Da critica d’arte ti sei affidata a un noto artista per la realizzazione della copertina. Com’è nata la tua collaborazione con Friba?
Friba è un artista straordinario, umanamente e professionalmente. Mi contattò lui stesso quasi due anni fa. Friba è originario di Rimini e aveva saputo che avevo portato al Meeting di Rimini la mostra che avevo curato dal titolo “In te c’è più di quanto tu creda”, dedicata a Lo Hobbit. Lui non aveva fatto in tempo a vederla ma mi comunicò subito la sua grande passione per Tolkien. Iniziammo così a confrontarci su tanti aspetti sia letterari che artistici, trovando molti punti in comune. In entrambi vi era il desiderio di poter realizzare qualcosa di bello insieme, che avesse a che fare col fantasy. Lo scorso anno gli parlai allora di questo mio romanzo… Io speravo davvero che l’idea gli piacesse perchè, secondo me, sarebbe stato in grado di realizzare una copertina e delle immagini favolose con un soggetto così. Volle leggere il libro, anche se non definitivamente corretto, e, devo dire, si entusiasmò. Mentre lo leggeva infatti iniziava già a realizzare dei bozzetti per delle future illustrazioni. Da lì poi il passo fu breve e oggi il frutto di questa collaborazione e della sua maestria si può apprezzare vedendo la copertina del mio libro, con l’augurio che questo sia solo il primo…

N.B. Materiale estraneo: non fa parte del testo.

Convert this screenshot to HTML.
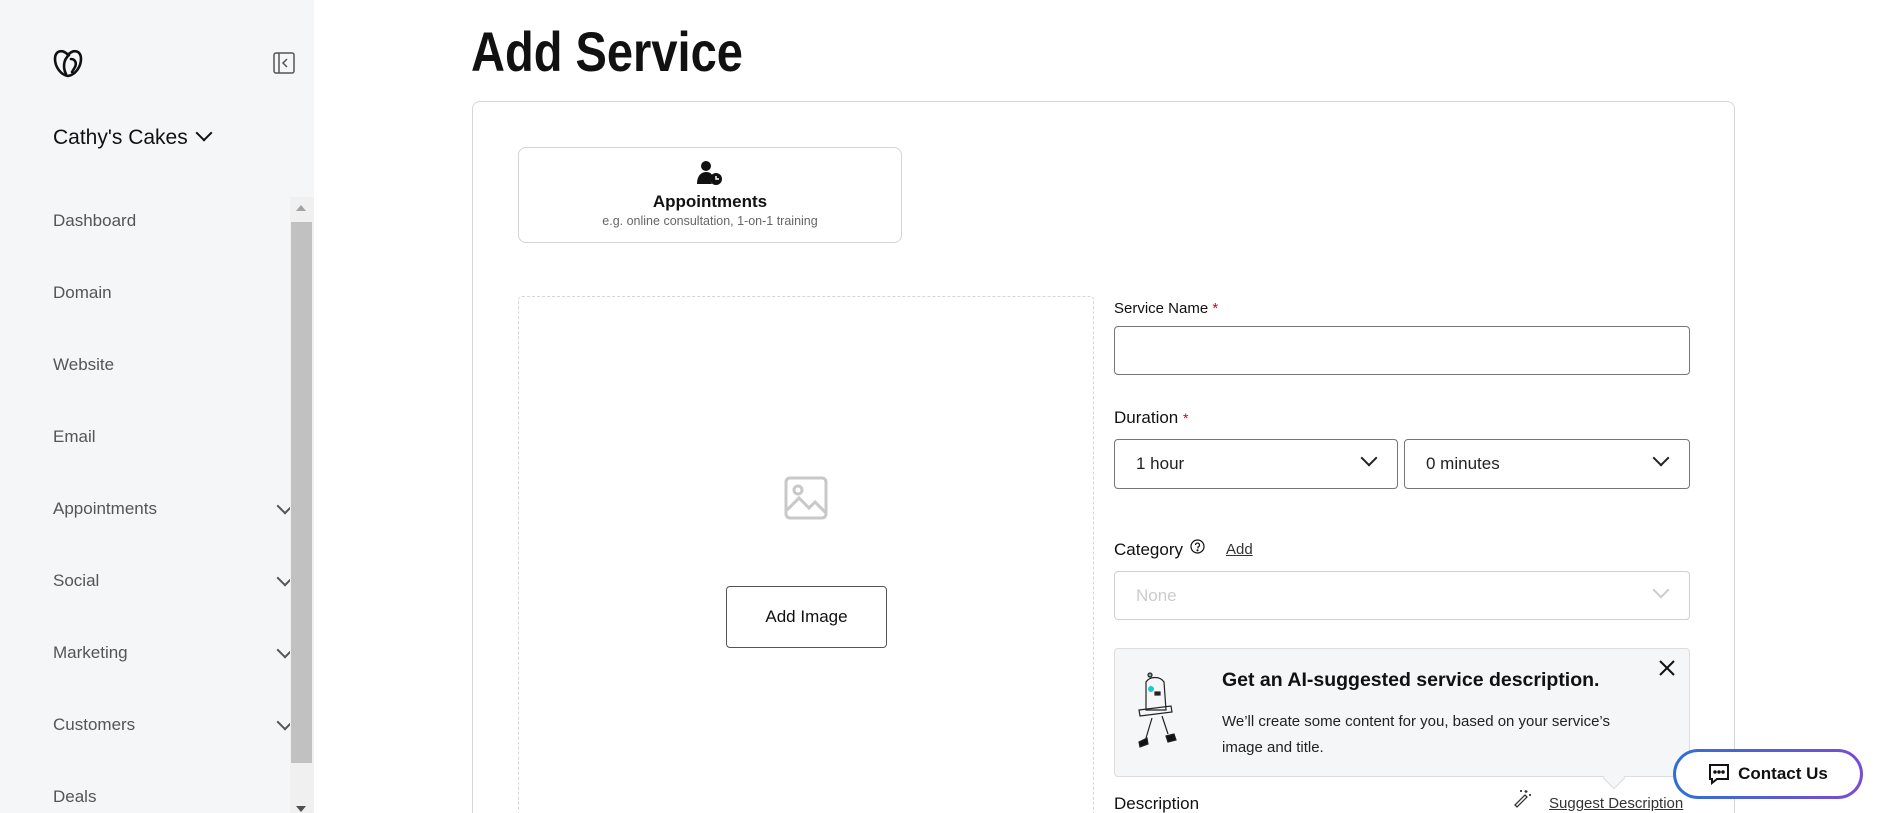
<!DOCTYPE html>
<html style="width:1882px;height:813px;overflow:hidden"><head><style>
*{box-sizing:border-box;margin:0;padding:0}
body{width:1882px;height:813px;overflow:hidden;background:#fff;font-family:"Liberation Sans",sans-serif;position:relative;color:#111}
#wrap{position:absolute;left:0;top:0;width:1882px;height:813px;overflow:hidden}
.a{position:absolute}
#side{left:0;top:0;width:314px;height:813px;background:#f5f6f8}
.nav{left:53px;font-size:17px;color:#555;line-height:20px}
.chev{left:279px;width:12px;height:12px;border-right:2px solid #555;border-bottom:2px solid #555;transform:rotate(45deg)}
.lbl{font-size:15.5px;color:#111}
.star{color:#d0021b}
.box{border:1px solid #767676;border-radius:4px;background:#fff}
.sel{font-size:17px;color:#222;padding-left:21px;display:flex;align-items:center}
.dch{width:12px;height:12px;border-right:2px solid #222;border-bottom:2px solid #222;transform:rotate(45deg);position:absolute;right:22px;top:12px}
</style></head><body><div id="wrap">
<div id="side" class="a"></div>
<svg class="a" style="left:52px;top:47px" width="32" height="32" viewBox="0 0 32 32" fill="none" stroke="#111" stroke-width="2.6" stroke-linecap="round"><path d="M16 8C11 2 3 3 3 12c0 8 6 16 13 17 7-1 13-9 13-17 0-9-8-10-13-4"/><path d="M14 27c-3-6-3-14 3-19M19 12c4 0 6 4 4 8l-3 5"/></svg>
<svg class="a" style="left:273px;top:52px" width="22" height="22" viewBox="0 0 22 22" fill="none" stroke="#555" stroke-width="1.5"><rect x="1" y="1" width="20" height="20" rx="2"/><path d="M6 1v20M14 7l-4 4 4 4"/></svg>
<div class="a" style="left:53px;top:126px;font-size:21px;color:#111">Cathy's Cakes</div>
<div class="a" style="left:198px;top:127px;width:12px;height:12px;border-right:2px solid #111;border-bottom:2px solid #111;transform:rotate(45deg)"></div>
<div class="a nav" style="top:211px">Dashboard</div>
<div class="a nav" style="top:283px">Domain</div>
<div class="a nav" style="top:355px">Website</div>
<div class="a nav" style="top:427px">Email</div>
<div class="a nav" style="top:499px">Appointments</div>
<div class="a nav" style="top:571px">Social</div>
<div class="a nav" style="top:643px">Marketing</div>
<div class="a nav" style="top:715px">Customers</div>
<div class="a nav" style="top:787px">Deals</div>
<div class="a chev" style="top:500px"></div><div class="a chev" style="top:572px"></div><div class="a chev" style="top:644px"></div><div class="a chev" style="top:716px"></div>
<div class="a" style="left:290px;top:197px;width:24px;height:616px;background:#f0f0f0"></div>
<div class="a" style="left:291px;top:222px;width:21px;height:541px;background:#c1c1c1"></div>
<div class="a" style="left:296px;top:205px;border:5px solid transparent;border-bottom:6px solid #a3a3a3;border-top:0"></div>
<div class="a" style="left:296px;top:806px;border:5px solid transparent;border-top:6px solid #505050;border-bottom:0"></div>

<div class="a" style="left:471px;top:19px;font-size:56px;font-weight:bold;color:#111;transform:scaleX(0.84);transform-origin:left top;white-space:nowrap">Add Service</div>
<div class="a" style="left:472px;top:101px;width:1263px;height:712px;border:1px solid #d6d6d6;border-bottom:0;border-radius:8px 8px 0 0"></div>
<div class="a" style="left:518px;top:147px;width:384px;height:96px;border:1px solid #d4d4d4;border-radius:8px"></div>
<svg class="a" style="left:696px;top:160px" width="28" height="26" viewBox="0 0 28 26"><circle cx="10" cy="6" r="5" fill="#111"/><path d="M1 24c0-8 4-12 9-12 3 0 5 1 6 3a7 7 0 0 0 0 9z" fill="#111"/><circle cx="20" cy="19" r="6" fill="#111"/><path d="M20 16v3h3" stroke="#fff" stroke-width="1.5" fill="none"/></svg>
<div class="a" style="left:518px;top:192px;width:384px;text-align:center;font-size:17px;font-weight:bold">Appointments</div>
<div class="a" style="left:518px;top:214px;width:384px;text-align:center;font-size:12.5px;color:#666">e.g. online consultation, 1-on-1 training</div>

<div class="a" style="left:518px;top:296px;width:576px;height:517px;border:1px dashed #d6d6d6;border-bottom:0;border-radius:4px 4px 0 0"></div>
<svg class="a" style="left:784px;top:476px" width="44" height="44" viewBox="0 0 44 44" fill="none" stroke="#c8c8c8" stroke-width="3"><rect x="2" y="2" width="40" height="40" rx="4"/><circle cx="14" cy="14" r="4"/><path d="M3 34l12-12 10 10 6-6 11 11"/></svg>
<div class="a" style="left:726px;top:586px;width:161px;height:62px;border:1px solid #555;border-radius:4px;font-size:17px;display:flex;align-items:center;justify-content:center">Add Image</div>

<div class="a lbl" style="left:1114px;top:300px;font-size:15px">Service Name <span class="star">*</span></div>
<div class="a box" style="left:1114px;top:326px;width:576px;height:49px"></div>
<div class="a lbl" style="left:1114px;top:408px;font-size:17px">Duration <span class="star" style="font-size:14px">*</span></div>
<div class="a box sel" style="left:1114px;top:439px;width:284px;height:50px">1 hour<div class="dch"></div></div>
<div class="a box sel" style="left:1404px;top:439px;width:286px;height:50px">0 minutes<div class="dch"></div></div>
<div class="a lbl" style="left:1114px;top:540px;font-size:17px">Category</div>
<svg class="a" style="left:1190px;top:539px" width="15" height="15" viewBox="0 0 15 15" fill="none" stroke="#111" stroke-width="1.2"><circle cx="7.5" cy="7.5" r="6.5"/><path d="M5.5 6a2 2 0 1 1 2.5 2v1.5"/><circle cx="7.5" cy="11.3" r=".5" fill="#111"/></svg>
<div class="a" style="left:1226px;top:541px;font-size:15px;text-decoration:underline;color:#333">Add</div>
<div class="a box sel" style="left:1114px;top:571px;width:576px;height:49px;border-color:#d0d0d0;color:#ccc">None<div class="dch" style="border-color:#ccc"></div></div>

<div class="a" style="left:1114px;top:648px;width:576px;height:129px;background:#f5f6f8;border:1px solid #ddd;border-radius:4px"></div>
<div class="a" style="left:1606px;top:770px;width:16px;height:16px;background:#f5f6f8;border-right:1px solid #ddd;border-bottom:1px solid #ddd;transform:rotate(45deg)"></div>
<svg class="a" style="left:1136px;top:672px" width="60" height="80" viewBox="0 0 60 80" fill="none" stroke="#222" stroke-width="1.2"><circle cx="14" cy="3" r="2" fill="#8aa"/><path d="M10 10c4-6 14-6 18 0l2 28H10z"/><circle cx="15" cy="17" r="3" fill="#1bc9d0" stroke="none"/><rect x="19" y="20" width="5" height="3" fill="#222"/><path d="M3 38l32-4 1 6-32 4z"/><path d="M16 46l-6 20M26 44l6 18"/><path d="M3 70l8-4 1 6-8 3z M30 64l8-2 2 6-8 2z" fill="#111"/></svg>
<div class="a" style="left:1222px;top:669px;font-size:19.5px;font-weight:bold;color:#111">Get an AI-suggested service description.</div>
<div class="a" style="left:1222px;top:709px;font-size:15px;line-height:26px;color:#222;width:420px">We’ll create some content for you, based on your service’s image and title.</div>
<svg class="a" style="left:1658px;top:659px" width="18" height="18" viewBox="0 0 18 18" stroke="#111" stroke-width="2"><path d="M2 2l14 14M16 2L2 16"/></svg>

<div class="a" style="left:1114px;top:795px;font-size:17px;line-height:18px">Description</div>
<svg class="a" style="left:1512px;top:788px" width="20" height="20" viewBox="0 0 20 20" fill="none" stroke="#333" stroke-width="1.3"><path d="M3 17L13 7l2 2L5 19zM14 2v3M12.5 3.5h3M18 6v2M17 7h2M9 2v2M8 3h2"/></svg>
<div class="a" style="left:1549px;top:795px;font-size:15px;line-height:17px;text-decoration:underline;color:#333">Suggest Description</div>

<div class="a" style="left:1673px;top:749px;width:190px;height:50px;border-radius:25px;background:linear-gradient(90deg,#2f6fd6,#7a4cd2);padding:3px"><div style="width:100%;height:100%;background:#fff;border-radius:22px;display:flex;align-items:center;justify-content:center;font-size:17px;font-weight:bold;color:#111;gap:8px"><svg width="22" height="22" viewBox="0 0 22 22" fill="none" stroke="#111" stroke-width="2"><path d="M2 2h18v14H9l-5 4v-4H2z"/><circle cx="7" cy="9" r=".8" fill="#111"/><circle cx="11" cy="9" r=".8" fill="#111"/><circle cx="15" cy="9" r=".8" fill="#111"/></svg>Contact Us</div></div>
</div></body></html>
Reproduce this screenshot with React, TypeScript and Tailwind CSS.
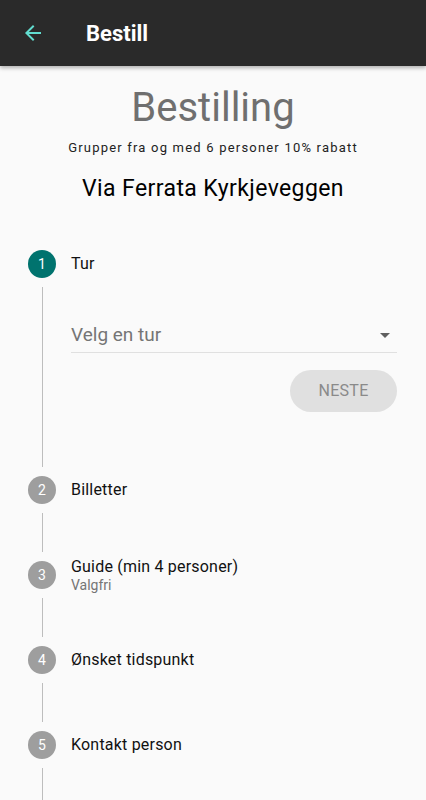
const font = { fontFamily: "Roboto, 'Liberation Sans', sans-serif" };

type Step = { n: number; title: string; sub?: string; active?: boolean };

const steps: Step[] = [
  { n: 2, title: "Billetter" },
  { n: 3, title: "Guide (min 4 personer)", sub: "Valgfri" },
  { n: 4, title: "Ønsket tidspunkt" },
  { n: 5, title: "Kontakt person" },
];

function StepHeader({ step }: { step: Step }) {
  return (
    <div className="flex h-7 items-center">
      <div
        className={
          step.active
            ? "flex h-7 w-7 shrink-0 items-center justify-center rounded-full bg-[#00736e] text-[14px] text-white"
            : "flex h-7 w-7 shrink-0 items-center justify-center rounded-full bg-[#9e9e9e] text-[14px] text-white"
        }
      >
        {step.n}
      </div>
      <div className="ml-[15px] flex flex-col">
        <span className="text-[16px] leading-5 tracking-[0.2px] text-[#111]">{step.title}</span>
        {step.sub && <span className="text-[14px] leading-4 text-[#757575]">{step.sub}</span>}
      </div>
    </div>
  );
}

function Connector({ height }: { height: string }) {
  return (
    <div className="flex w-7 shrink-0 justify-center">
      <div className={`my-[9px] w-px bg-[#bdbdbd] ${height}`} />
    </div>
  );
}

export default function App() {
  return (
    <div className="min-h-[800px] w-full overflow-hidden bg-[#fafafa]" style={font}>
      {/* App bar */}
      <div className="relative z-10 flex h-[66px] items-center bg-[#2a2a2a] shadow-[0_2px_4px_rgba(0,0,0,0.3)]">
        <svg className="ml-[21px]" width="24" height="24" viewBox="0 0 24 24">
          <path d="M20 11H7.83l5.59-5.59L12 4l-8 8 8 8 1.41-1.41L7.83 13H20v-2z" fill="#62ddd0" />
        </svg>
        <span className="ml-[41px] text-[22px] font-bold text-white">Bestill</span>
      </div>

      {/* Heading */}
      <div className="flex flex-col items-center">
        <h1 className="mt-[20px] text-[40px] leading-[44px] text-[#6f6f6f]">Bestilling</h1>
        <p className="mt-[10px] text-[13px] leading-4 tracking-[1.2px] text-[#222]">
          Grupper fra og med 6 personer 10% rabatt
        </p>
        <h2 className="mt-[19px] text-[23px] leading-7 tracking-[0.4px] text-black">Via Ferrata Kyrkjeveggen</h2>
      </div>

      {/* Stepper */}
      <div className="mt-[47px] px-[28px]">
        <StepHeader step={{ n: 1, title: "Tur", active: true }} />
        <div className="flex">
          <Connector height="h-[180px]" />
          <div className="ml-[15px] flex flex-1 flex-col pr-[1px]">
            <div className="mt-[41px] flex h-[34px] items-center justify-between border-b border-[#e0e0e0]">
              <span className="text-[19px] text-[#757575]">Velg en tur</span>
              <svg className="mr-[7px]" width="10" height="5" viewBox="0 0 10 5">
                <path d="M0 0h10L5 5z" fill="#5f5f5f" />
              </svg>
            </div>
            <div className="mt-[17px] flex justify-end">
              <button className="h-[42px] w-[107px] rounded-full bg-[#e0e0e0] text-[16px] tracking-[0.3px] text-[#8a8a8a]">
                NESTE
              </button>
            </div>
          </div>
        </div>
        {steps.map((s) => (
          <div key={s.n}>
            <StepHeader step={s} />
            <div className="flex">
              <Connector height="h-[39px]" />
            </div>
          </div>
        ))}
      </div>
    </div>
  );
}
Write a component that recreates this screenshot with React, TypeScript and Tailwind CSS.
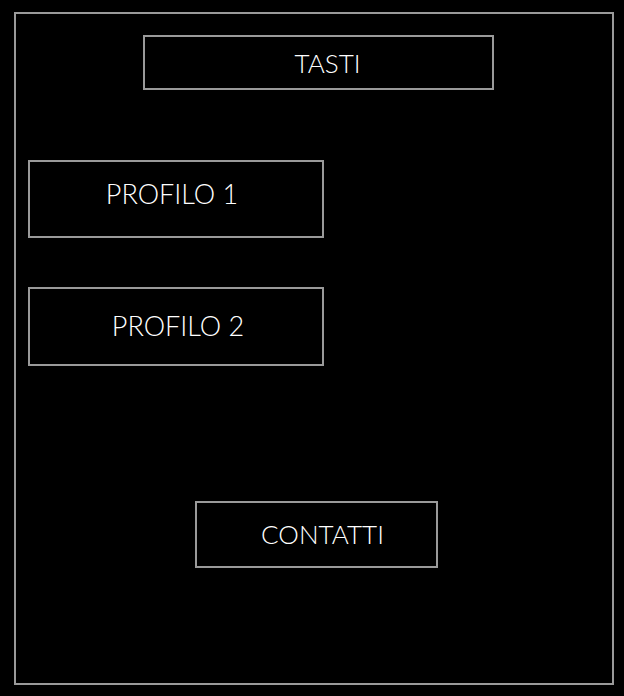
export default function App() {
  const box = "flex items-center justify-center border-2 border-[#9a9a9a] text-white";
  return (
    <div className="h-[696px] w-[624px] bg-black pl-[14px] pt-[12px] font-['Lato','Open_Sans',sans-serif] font-light">
      <div className="flex h-[673px] w-[600px] flex-col items-start border-2 border-[#9a9a9a]">
        <div className={`${box} ml-[127px] mt-[21px] h-[55px] w-[351px] pl-[18px] pt-[2px] text-[26px]`}>TASTI</div>
        <div className={`${box} ml-[12px] mt-[70px] h-[78px] w-[296px] pb-[10px] pr-[8px] text-[27px]`}>PROFILO 1</div>
        <div className={`${box} ml-[12px] mt-[49px] h-[79px] w-[296px] pl-[4px] text-[27px]`}>PROFILO 2</div>
        <div className={`${box} ml-[179px] mt-[135px] h-[67px] w-[243px] pl-[12px] text-[26px]`}>CONTATTI</div>
      </div>
    </div>
  );
}
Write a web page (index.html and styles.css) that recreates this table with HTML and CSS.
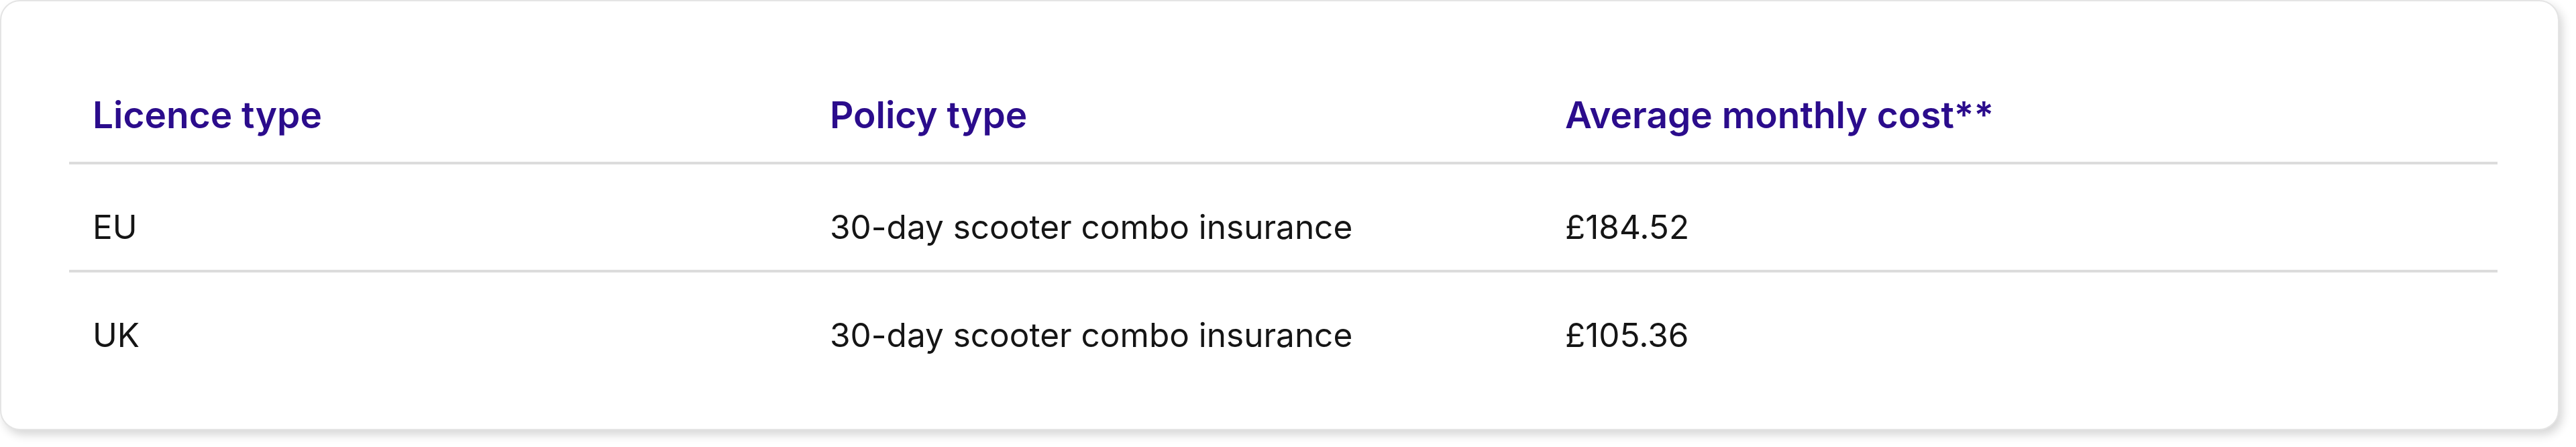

Hai già in mente se e come continuare la storia di Nicolas?
Non posso anticipare troppo ma penso proprio che Nicolas non abbia concluso del tutto la sua storia e quindi sì… andrò sicuramente avanti. Se ne vedranno delle belle…
Se dovessi convincere una persona a leggere il tuo libro, su cosa punteresti per differenziarti dai molti fantasy in commercio?
Che bella domanda! Forse bisognerebbe farla ai futuri lettori però io potrei dire questo: Se ti piace leggere il fantasy ma sei stufo di elfi e draghi, se ami l’avventura e l’arte, se credi che questo mondo abbia ancora bisogno di eroi, anche se i più impensati, e, nonostante ti dicano il contrario, pensi che che la letteratura fantastica sia un modo meraviglioso per guardare alla realtà da un’altra angolatura, beh… allora sei sul libro giusto.
Questo è Nicolas Kee e il Viaggiatore del Domòn.